Re: [Xen-devel] [Xen-users] substantial shutdown delay for PV guests with PCI -passthrough

Am 19.03.14 14:00, schrieb Konrad Rzeszutek Wilk:
On Wed, Mar 19, 2014 at 11:26:24AM +0000, Ian Campbell wrote:
On Wed, 2014-03-19 at 01:25 +0100, Atom2 wrote:
So it seems that pretty much at the start of the 10s delay the state
changed from 4 to 6 and stays at that value even after the first 10s
delay is over - whatever that means.

4 == Connected
6 == Closed

I think what is happening is that the domain is shutting down, which
causes pciback to transition to the closed state (because the f.e. went
away, so this is a reasonable thing for it to do).

The bug appears to be that libxl is trying to "hot unplug" the devices
on shutdown when they have already been effectively "cold unplugged" by
the domain going down.
I might be wrong, but this behaviour is somehow reminescent of (although not identical to) the bug in the vif-bridge script that I reported some time ago (see http://xen.markmail.org/thread/auroivzr4vje3bzn ; btw discussions there seem to have stalled): The vif-bridge script also tried to do something (i.e. deleting an i/f from the bridge and bringing down the i/f) which obviously has already been done through shutting down the guest domain.

Perhaps libxl__device_pci_remove_xenstore should observe that the state
is > 4 (hence closing/closed) and not bother doing anything, i.e. only
waiting iff the state is <4 (init, connecting etc)? Or unconditionally
removing the nodes if state > 4. (perhaps state 7, reconfiguring needs
handling here too)

Or perhaps the force parameter passed to remove_common (which indicates
destroy rather than unplug) ought to be propagated down to this code and
$something done with it.

Roger, Ian, any thoughts on that?

This reminds me of this bug:

commit 098b1aeaf4d6149953b8f1f8d55c21d85536fbff
Author: Konrad Rzeszutek Wilk <konrad.wilk@xxxxxxxxxx>
Date:   Mon Jun 10 16:48:09 2013 -0400

     xen/pcifront: Deal with toolstack missing 'XenbusStateClosing' state.

... snip..

     In other words, this 4(Connected)->5(Closing)->4(Connected) state
     was expected, while 4(Connected)->.... anything but 
     was not.

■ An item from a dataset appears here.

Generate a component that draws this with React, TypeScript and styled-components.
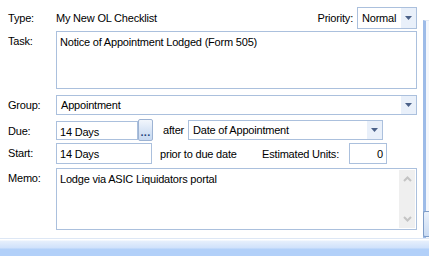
import React from "react";
import styled, { createGlobalStyle } from "styled-components";

const Global = createGlobalStyle`
  html, body { margin: 0; padding: 0; background: #ffffff; }
  body { font-family: Tahoma, "Liberation Sans", "DejaVu Sans", sans-serif; font-size: 11px; letter-spacing: -0.2px; color: #000; }
`;

const Screen = styled.div`
  width: 429px;
  height: 256px;
  display: grid;
  grid-template-columns: 1fr 9px;
  grid-template-rows: 1fr 18px;
  overflow: hidden;
  background: #fff;
`;

const Form = styled.div`
  padding: 7px 3px 0 8px;
  display: grid;
  grid-template-columns: 48px 1fr;
  grid-auto-rows: auto;
  align-items: start;
  align-content: start;
`;

const Label = styled.div<{ $top?: number; $mt?: number }>`
  margin-top: ${(p) => (p.$mt ?? 0) + (p.$top ?? 0)}px;
  line-height: 14px;
  white-space: nowrap;
`;

const Field = styled.div<{ $mt?: number }>`
  margin-top: ${(p) => p.$mt ?? 0}px;
  display: flex;
  align-items: center;
  min-width: 0;
`;

const Plain = styled.span<{ $ml?: number; $mr?: number }>`
  margin-left: ${(p) => p.$ml ?? 0}px;
  margin-right: ${(p) => p.$mr ?? 0}px;
  white-space: nowrap;
  line-height: 14px;
`;

const Spacer = styled.div`
  flex: 1;
`;

const Box = styled.div<{ $w?: number; $h: number; $align?: string; $mr?: number }>`
  box-sizing: border-box;
  ${(p) => (p.$w ? `width: ${p.$w}px; flex: none;` : "flex: 1;")}
  height: ${(p) => p.$h}px;
  margin-right: ${(p) => p.$mr ?? 0}px;
  border: 1px solid #abc0dd;
  background: #fff;
  display: flex;
  align-items: flex-start;
  padding: 3px 3px 0 3px;
  justify-content: ${(p) => (p.$align === "right" ? "flex-end" : "flex-start")};
  line-height: 14px;
  white-space: nowrap;
  position: relative;
`;

const Combo = styled.div<{ $w?: number; $h: number; $ml?: number }>`
  box-sizing: border-box;
  ${(p) => (p.$w ? `width: ${p.$w}px; flex: none;` : "flex: 1;")}
  height: ${(p) => p.$h}px;
  margin-left: ${(p) => p.$ml ?? 0}px;
  border: 1px solid #abc0dd;
  background: #fff;
  display: flex;
  align-items: stretch;
`;

const ComboText = styled.div`
  flex: 1;
  padding-left: 4px;
  display: flex;
  align-items: center;
  white-space: nowrap;
`;

const DropBtn = styled.div`
  width: 15px;
  background: #e9f0fa;
  display: flex;
  align-items: center;
  justify-content: center;
`;

const Arrow = () => (
  <svg width="7" height="4" viewBox="0 0 7 4">
    <path d="M0 0H7L3.5 4Z" fill="#4b6189" />
  </svg>
);

const Ellipsis = styled.div`
  box-sizing: border-box;
  width: 15px;
  height: 22px;
  flex: none;
  border: 1px solid #9db3d3;
  border-radius: 2px;
  background: linear-gradient(#f2f6fc, #d9e5f6 50%, #c8d9f1);
  display: flex;
  align-items: flex-end;
  justify-content: center;
  padding-bottom: 4px;
  color: #25467c;
  font-size: 11px;
  line-height: 8px;
  font-weight: bold;
  letter-spacing: 0.3px;
`;

const ScrollBar = styled.div`
  position: absolute;
  right: 1px;
  top: 1px;
  bottom: 1px;
  width: 16px;
  background: #efefef;
  display: flex;
  flex-direction: column;
  justify-content: space-between;
  align-items: center;
  padding: 6px 0;
  box-sizing: border-box;
`;

const Chevron = ({ up }: { up?: boolean }) => (
  <svg width="9" height="6" viewBox="0 0 9 6">
    <path
      d={up ? "M1 5L4.5 1.5L8 5" : "M1 1L4.5 4.5L8 1"}
      stroke="#c4c4c4"
      strokeWidth="2"
      fill="none"
    />
  </svg>
);

const RightStrip = styled.div`
  display: flex;
  flex-direction: column;
  padding-top: 20px;
  padding-left: 3px;
`;

const StripPanel = styled.div`
  flex: 1;
  border-left: 3px solid #9dbbe8;
  border-top: 1px solid #dfe8f5;
  background: #f4f7fc;
  display: flex;
  flex-direction: column;
  justify-content: flex-end;
`;

const StripBtn = styled.div`
  height: 24px;
  margin-bottom: 1px;
  margin-left: -3px;
  border: 1px solid #7f9dc8;
  border-right: none;
  border-radius: 2px 0 0 2px;
  background: linear-gradient(#eaf1fb, #c9dbf3);
`;

const BottomBar = styled.div`
  grid-column: 1 / span 2;
  border-top: 1px solid #dde7f5;
  background: linear-gradient(#ffffff 0px, #ffffff 1px, #e6effc 2px, #cfe1fb 9px, #b2d0f9 10px, #b2d0f9 100%);
`;

export default function App() {
  return (
    <>
      <Global />
      <Screen>
        <Form>
          <Label $top={4}>Type:</Label>
          <Field>
            <Plain>My New OL Checklist</Plain>
            <Spacer />
            <Plain>Priority:</Plain>
            <Combo $w={60} $h={22} $ml={4}>
              <ComboText>Normal</ComboText>
              <DropBtn>
                <Arrow />
              </DropBtn>
            </Combo>
          </Field>

          <Label $mt={2} $top={3}>Task:</Label>
          <Field $mt={2}>
            <Box $h={58}>Notice of Appointment Lodged (Form 505)</Box>
          </Field>

          <Label $mt={6} $top={3}>Group:</Label>
          <Field $mt={6}>
            <Combo $h={20}>
              <ComboText>Appointment</ComboText>
              <DropBtn>
                <Arrow />
              </DropBtn>
            </Combo>
          </Field>

          <Label $mt={4} $top={5}>Due:</Label>
          <Field $mt={4}>
            <Box $w={82} $h={19}>14 Days</Box>
            <Ellipsis>...</Ellipsis>
            <Plain $ml={10}>after</Plain>
            <Combo $w={195} $h={20} $ml={4}>
              <ComboText>Date of Appointment</ComboText>
              <DropBtn>
                <Arrow />
              </DropBtn>
            </Combo>
          </Field>

          <Label $mt={2} $top={3}>Start:</Label>
          <Field $mt={2}>
            <Box $w={96} $h={21}>14 Days</Box>
            <Plain $ml={8}>prior to due date</Plain>
            <Spacer />
            <Plain $mr={10}>Estimated Units:</Plain>
            <Box $w={38} $h={21} $align="right" $mr={30}>0</Box>
          </Field>

          <Label $mt={4} $top={3}>Memo:</Label>
          <Field $mt={4}>
            <Box $h={62}>
              Lodge via ASIC Liquidators portal
              <ScrollBar>
                <Chevron up />
                <Chevron />
              </ScrollBar>
            </Box>
          </Field>
        </Form>
        <RightStrip>
          <StripPanel>
            <StripBtn />
          </StripPanel>
        </RightStrip>
        <BottomBar />
      </Screen>
    </>
  );
}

This patch removes that aggressive check and allows
     Xen pcifront to work with the 'xl' toolstack (for one or more
     PCI devices) and with 'xm' toolstack (for more than two PCI

But this seems to be a different state issue?

Ariel/Atom2, do you see this behavior with 'xend'? And what is the version of 
kernel you are running as guest?
Hi Konrad -
nope, I am using xl; there is no xend or xm installed on the machine or involved anyhow (I assumed with xend you referred back to xm instead of xl).

The xen (and xen-tools) version is 4.3.1-r5 and the linux kernel is 3.11.7-r1 from gentoo hardened-sources (that's both for guest and for dom0 - although clearly with different kernel configs). Both the kernel and xen/xen-tools are the latest stable versions available as ebuilds from gentoo.